Thousands of police and government supporters occupied disputed farming land in Nandigram, 150 km (90 miles) south of Kolkata on 15 Martch, after at least 14 villagers were killed in protests against plans to build an industrial hub.
Clashes erupted on 14 March in West Bengal state after farmers, many armed with sickles, attacked government officers as they tried to enter the area earmarked for the industrial park, forcing police to open fire. More than 45 people were injured.
“We have absolute control in several of these trouble-torn villages and our forces are moving in to take further control,” Raj Kanojia, a police officer, said.
Police have taken control of at least five of the 12 troubled farming areas in Nandigram.
The unrest on 14 March was the worst violence yet over West Bengal’s plans to acquire land for a low-tax Special Economic Zone (SEZ) at Nandigram and set up a chemical industry hub with support of an Indonesian conglomerate, the Salim Group.
The unrest was also another blow for the national government’s policy to set up hundreds of SEZs across India to encourage industrial development.
Previous clashes over the proposed SEZ since January have killed at least seven, including one policeman, and wounded more than 100 and led to the government putting more than 230 SEZ proposals across India on hold.
The violence has also been an embarrassment for the ruling communist state government in West Bengal, which has annoyed its grassroots supporters by pressing for the SEZs as part of its economic reform program.
Supporters of the state government, many waving red flags, entered several villages with police. They blamed Maoist guerrillas for inciting the violence.
“Our party workers are inside Nandigram, many for the first time, but we are slowly gaining ground,” said Shyamal Sen, a local communist party leader.
Nandigram had been a no-go area for authorities for the last two months as villagers set up road blocks and destroyed some bridges to stop police from entering.
Journalists were stopped from entering the area but witnesses said most villages were quiet on Thursday.

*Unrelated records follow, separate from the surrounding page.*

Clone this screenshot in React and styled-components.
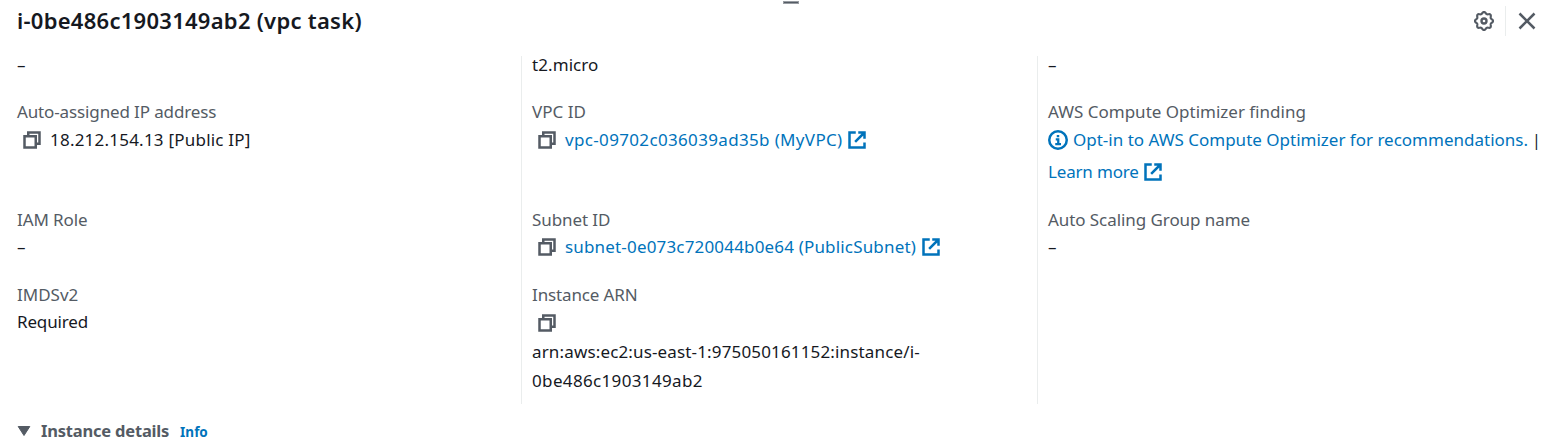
import React from 'react';
import styled, { createGlobalStyle } from 'styled-components';

const GlobalStyle = createGlobalStyle`
  *, *::before, *::after { box-sizing: border-box; }
  body {
    margin: 0;
    background: #ffffff;
    color: #16191f;
    font-family: "Noto Sans", "Open Sans", sans-serif;
    font-size: 17px;
    line-height: 27.5px;
    overflow: hidden;
  }
`;

const Panel = styled.section`
  height: 440px;
  display: flex;
  flex-direction: column;
  position: relative;
`;

const DragHandle = styled.div`
  position: absolute;
  top: 1px;
  left: 783px;
  width: 16px;
  height: 3px;
  background: #545b64;
  border: 1px solid #989ca2;
`;

const Header = styled.header`
  display: flex;
  flex: none;
  align-items: center;
  height: 42px;
  padding: 0 16px 0 17px;
`;

const Title = styled.h2`
  margin: 0;
  flex: 1;
  font-size: 22px;
  font-weight: 600;
  letter-spacing: 0.27px;
`;

const Actions = styled.div`
  display: flex;
  align-items: center;
`;

const ActionDivider = styled.span`
  width: 1px;
  height: 30px;
  margin: 0 11px;
  background: #eaeded;
`;

const Columns = styled.div`
  display: grid;
  flex: none;
  grid-template-columns: 504px 516px 1fr;
  height: 348px;
  margin: 14px 0 0 17px;
`;

const Column = styled.div`
  display: flex;
  flex-direction: column;
  gap: 20px;
  padding-left: ${(p) => (p.$divided ? 10 : 0)}px;
  border-left: ${(p) => (p.$divided ? '1px solid #eaeded' : 'none')};
`;

const Field = styled.div`
  flex: none;
  height: ${(p) => p.$height || 55}px;
`;

const Label = styled.div`
  color: #545b64;
  letter-spacing: ${(p) => p.$track || 0}px;
`;

const Value = styled.div`
  display: flex;
  align-items: center;
  height: ${(p) => p.$line || 26.5}px;
  line-height: ${(p) => p.$line || 26.5}px;
  white-space: nowrap;
`;

const Text = styled.span`
  letter-spacing: ${(p) => p.$track || 0}px;
`;

const Separator = styled.span`
  margin-left: 4px;
  font-size: 16px;
`;

const Link = styled.a`
  color: #0073bb;
  text-decoration: none;
  letter-spacing: ${(p) => p.$track || 0}px;
`;

const Icon = styled.svg`
  flex: none;
  width: 20px;
  height: 20px;
  margin: ${(p) => p.$margin || '0'};
  fill: none;
  stroke: ${(p) => p.$color || '#545b64'};
  stroke-width: 2;
`;

const Section = styled.div`
  display: flex;
  flex: none;
  align-items: center;
  height: 18px;
  margin-top: 18px;
  padding-left: 17px;
  line-height: 18px;
`;

const SectionTitle = styled.h3`
  margin: 0 11px 0 10px;
  font-size: 16.5px;
  font-weight: 700;
  color: #545b64;
  letter-spacing: -0.2px;
`;

const InfoLink = styled.a`
  padding-top: 2px;
  color: #0073bb;
  font-size: 13.5px;
  font-weight: 700;
  line-height: 16px;
`;

const CopyIcon = () => (
  <Icon viewBox="0 0 16 16" $margin="1px 8px 0 5px">
    <path d="M2 5h9v9H2z" />
    <path d="M5 5V2h9v9h-3" />
  </Icon>
);

const ExternalIcon = ({ gap = 4 }) => (
  <Icon viewBox="0 0 16 16" $color="#0073bb" $margin={`1px 0 0 ${gap}px`}>
    <path d="M7 2H2v12h12V10" />
    <path d="M9 2h5v5M14 2 6.500 9.500" />
  </Icon>
);

const InfoIcon = () => (
  <Icon viewBox="0 0 16 16" $color="#0073bb" $margin="1px 5px 0 0">
    <circle cx="8" cy="8" r="7" />
    <path d="M6.200 7.500h2v4M5.800 11.200h4.600M7 4.800h2" strokeWidth="1.800" />
  </Icon>
);

// Eight rounded lobes around the centre of a 16-unit box.
const gearOutline =
  'M' +
  Array.from({ length: 96 }, (_, i) => {
    const a = (i / 96) * Math.PI * 2;
    const r = 6.55 + 0.7 * Math.cos(8 * a);
    return `${(8 + r * Math.cos(a)).toFixed(2)} ${(8 + r * Math.sin(a)).toFixed(2)}`;
  }).join('L') +
  'Z';

const GearIcon = () => (
  <Icon viewBox="0 0 16 16">
    <path d={gearOutline} strokeWidth="1.700" strokeLinejoin="round" />
    <circle cx="8" cy="8" r="2" strokeWidth="1.900" />
  </Icon>
);

const CloseIcon = () => (
  <Icon viewBox="0 0 16 16">
    <path d="m2 2 12 12M14 2 2 14" />
  </Icon>
);

const Caret = () => (
  <svg width="14" height="12" viewBox="0 0 14 12">
    <path d="M1.200 1.500h11.600L7 10.500z" fill="#545b64" stroke="#545b64" strokeLinejoin="round" />
  </svg>
);

export default function App() {
  return (
    <Panel>
      <GlobalStyle />
      <DragHandle />
      <Header>
        <Title>i-0be486c1903149ab2 (vpc task)</Title>
        <Actions>
          <GearIcon />
          <ActionDivider />
          <CloseIcon />
        </Actions>
      </Header>
      <Columns>
        <Column>
          <Field $height={22}><Value $line={18}>–</Value></Field>
          <Field $height={88}>
            <Label $track={-0.13}>Auto-assigned IP address</Label>
            <Value $line={28}><CopyIcon /><Text $track={0.22}>18.212.154.13 [Public IP]</Text></Value>
          </Field>
          <Field>
            <Label $track={-0.1}>IAM Role</Label>
            <Value>–</Value>
          </Field>
          <Field>
            <Label>IMDSv2</Label>
            <Value><Text $track={-0.15}>Required</Text></Value>
          </Field>
        </Column>
        <Column $divided>
          <Field $height={22}><Value $line={18}><Text $track={0.08}>t2.micro</Text></Value></Field>
          <Field $height={88}>
            <Label>VPC ID</Label>
            <Value $line={28}><CopyIcon /><Link $track={0.34}>vpc-09702c036039ad35b (MyVPC)</Link><ExternalIcon /></Value>
          </Field>
          <Field>
            <Label $track={-0.1}>Subnet ID</Label>
            <Value><CopyIcon /><Link $track={0.17}>subnet-0e073c720044b0e64 (PublicSubnet)</Link><ExternalIcon gap={5} /></Value>
          </Field>
          <Field>
            <Label $track={-0.13}>Instance ARN</Label>
            <Value $line={27.5}><CopyIcon /></Value>
            <Value $line={32}><Text $track={0.15}>arn:aws:ec2:us-east-1:975050161152:instance/i-</Text></Value>
            <Value $line={25}><Text $track={0.35}>0be486c1903149ab2</Text></Value>
          </Field>
        </Column>
        <Column $divided>
          <Field $height={22}><Value $line={18}>–</Value></Field>
          <Field $height={88}>
            <Label>AWS Compute Optimizer finding</Label>
            <Value $line={28}>
              <InfoIcon />
              <Link>Opt-in to AWS Compute Optimizer for recommendations.</Link>
              <Separator>|</Separator>
            </Value>
            <Value $line={35}><Link $track={-0.17}>Learn more</Link><ExternalIcon gap={4} /></Value>
          </Field>
          <Field>
            <Label $track={-0.07}>Auto Scaling Group name</Label>
            <Value>–</Value>
          </Field>
        </Column>
      </Columns>
      <Section>
        <Caret />
        <SectionTitle>Instance details</SectionTitle>
        <InfoLink>Info</InfoLink>
      </Section>
    </Panel>
  );
}
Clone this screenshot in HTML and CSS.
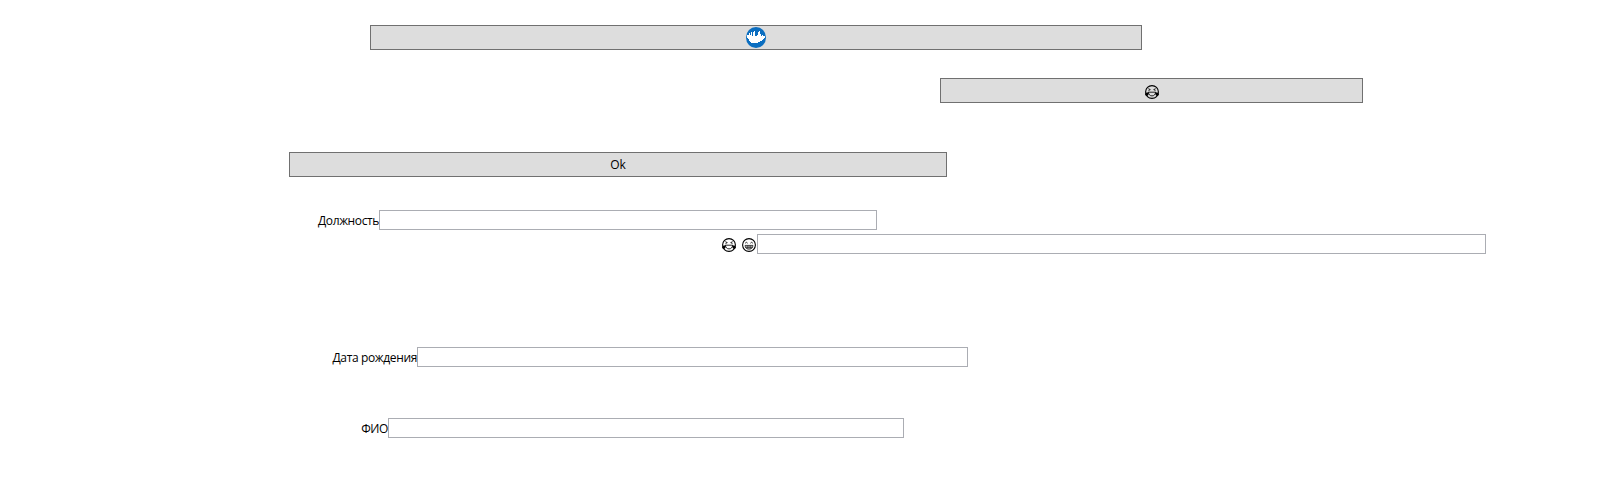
FILE: index.html
```html
<!DOCTYPE html>
<html lang="ru">
<head>
<meta charset="utf-8">
<title>Form</title>
<link rel="stylesheet" href="styles.css">
</head>
<body>
<svg class="defs" width="0" height="0">
  <symbol id="laugh" viewBox="0 0 14 14">
    <circle cx="7" cy="7" r="6.4" fill="none" stroke="#000" stroke-width="1.1"/>
    <path d="M3.3 3.7 5.3 4.6 3.5 5.6M10.7 3.7 8.7 4.6 10.5 5.6" fill="none" stroke="#000" stroke-width=".85"/>
    <path d="M3.4 7.2H10.6C10.4 9.6 9 10.9 7 10.9S3.6 9.6 3.4 7.2Z" fill="none" stroke="#000" stroke-width=".85"/>
    <path d="M3.7 7.2C1.5 7.2 0 8 .1 9.4 .6 11.6 4.2 11.4 3.7 7.2ZM10.3 7.2C12.5 7.2 14 8 13.9 9.4 13.4 11.6 9.8 11.4 10.3 7.2Z"/>
  </symbol>
  <symbol id="grin" viewBox="0 0 14 14">
    <circle cx="7" cy="7" r="6.4" fill="none" stroke="#000" stroke-width="1.1"/>
    <path d="M3.2 5.2Q4.4 3.4 5.6 5.2M8.4 5.2Q9.6 3.4 10.8 5.2" fill="none" stroke="#000" stroke-width=".85"/>
    <path d="M3 7.4H11C10.8 10 9.2 11.2 7 11.2S3.2 10 3 7.4ZM3.3 9.2H10.7M5.2 7.4V11M7 7.4V11M8.8 7.4V11" fill="none" stroke="#000" stroke-width=".7"/>
  </symbol>
</svg>
<main class="form">
  <button class="button button-image" type="button" aria-label="Image">
    <svg class="logo" viewBox="0 0 20 21">
      <ellipse cx="10" cy="10.5" rx="10" ry="10.5" fill="#0b6ec0"/>
      <path d="M2 8H3V6H4V8H5V5H6V9H7V5H8V4H9V9H11V8H12V5H13V4H14V7H15V9H16V8H17V9H19V11H18V12H17V13H16V14H14V15H12V16H5V15H4V14H3V12H2V11H1V8Z" fill="#fff"/>
    </svg>
  </button>
  <button class="button button-emoji" type="button" aria-label="Laugh"><svg class="emoji"><use href="#laugh"/></svg></button>
  <button class="button button-ok" type="button">Ok</button>
  <label class="field field-position"><span class="caption">Должность</span><input class="input" type="text"></label>
  <label class="field field-emoji"><span class="caption"><svg class="emoji"><use href="#laugh"/></svg><svg class="emoji"><use href="#grin"/></svg></span><input class="input" type="text"></label>
  <label class="field field-birth"><span class="caption">Дата рождения</span><input class="input" type="text"></label>
  <label class="field field-name"><span class="caption">ФИО</span><input class="input" type="text"></label>
</main>
</body>
</html>
```
FILE: styles.css
```css
* { box-sizing: border-box; }
body {
  margin: 0;
  background: #fff;
  color: #000;
  font: 12px/16px "Open Sans", "Noto Sans", sans-serif;
}
.defs { position: absolute; }
.form {
  display: flex;
  flex-direction: column;
  align-items: flex-start;
  height: 483px;
  padding-top: 25px;
}
.button {
  display: flex;
  align-items: center;
  justify-content: center;
  height: 25px;
  padding: 0;
  border: 1px solid #707070;
  border-radius: 0;
  background: #ddd;
  color: #000;
  font: inherit;
}
.button-image { width: 772px; margin-left: 370px; }
.button-emoji { width: 423px; margin: 28px 0 0 940px; padding: 2px 0 0 1px; }
.button-ok { width: 658px; margin: 49px 0 0 289px; }
.logo { width: 20px; height: 21px; }
.emoji { width: 14px; height: 14px; }
.field { display: flex; height: 20px; }
.caption {
  display: flex;
  justify-content: flex-end;
  flex: none;
  padding-top: 3px;
  white-space: nowrap;
}
.input {
  flex: 1;
  min-width: 0;
  height: 20px;
  padding: 0 3px;
  border: 1px solid #abadb3;
  border-radius: 0;
  background: #fff;
  font: inherit;
  outline: 0;
}
.field-position { width: 560px; margin: 33px 0 0 317px; }
.field-position .caption { width: 62px; letter-spacing: -0.38px; }
.field-emoji { width: 766px; margin: 4px 0 0 720px; }
.field-emoji .caption { width: 37px; gap: 6px; padding: 4px 1.5px 0 0; }
.field-birth { width: 636px; margin: 93px 0 0 332px; }
.field-birth .caption { width: 85px; letter-spacing: -0.36px; }
.field-name { width: 544px; margin: 51px 0 0 360px; }
.field-name .caption { width: 28px; letter-spacing: -0.4px; }
```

Community leaders said the death toll could rise.
“Dozens of villagers are missing. We are trying to find out where they are. We think many have been killed,” said Abdus Samad, a local Muslim leader.
Nandigram is fast becoming a lightening rod for criticism of the government’s economic reforms, with some evidence that it has emboldened other protesters in India.
Major industrial projects in the neighbouring state of Orissa have also been stalled by protesting farmers unwilling to give up their land. Among them is a high-profile $12 billion plant by South Korean steelmaker POSCO Co., which would be India’s largest foreign investment.
Last week at least 50 people were injured near the proposed POSCO site when villagers for and against the project clashed.
The unrest has proved a serious challenge for Prime Minister Manmohan Singh, under pressure to tone down economic reforms amid signs of voter discontent with the ruling Congress party.
Local communist parties which shore up the ruling left-wing coalition in West Bengal said they would be demanding answers from the governing party.
Trinamul Congress, the main opposition party, called a strike for Friday to protest against the killings.
Meanwhile, uproar over killing of farmers stalled proceedings in the Rajya Sabha leading to its adjournment on 15 March. Right from the word go, angry opposition members did not allow the House to run forcing its first adjournment for an hour within minutes of its assembling.
BJP and other opposition members shouting slogans against the Left Front West Bengal Government raked up the issue again when the House reassembled at noon.
As Deputy Chairman K Rahman Khan called for tabling of papers, the entire opposition stood up to raise the issue. Sensing the mood, the Chair adjourned the House for the day.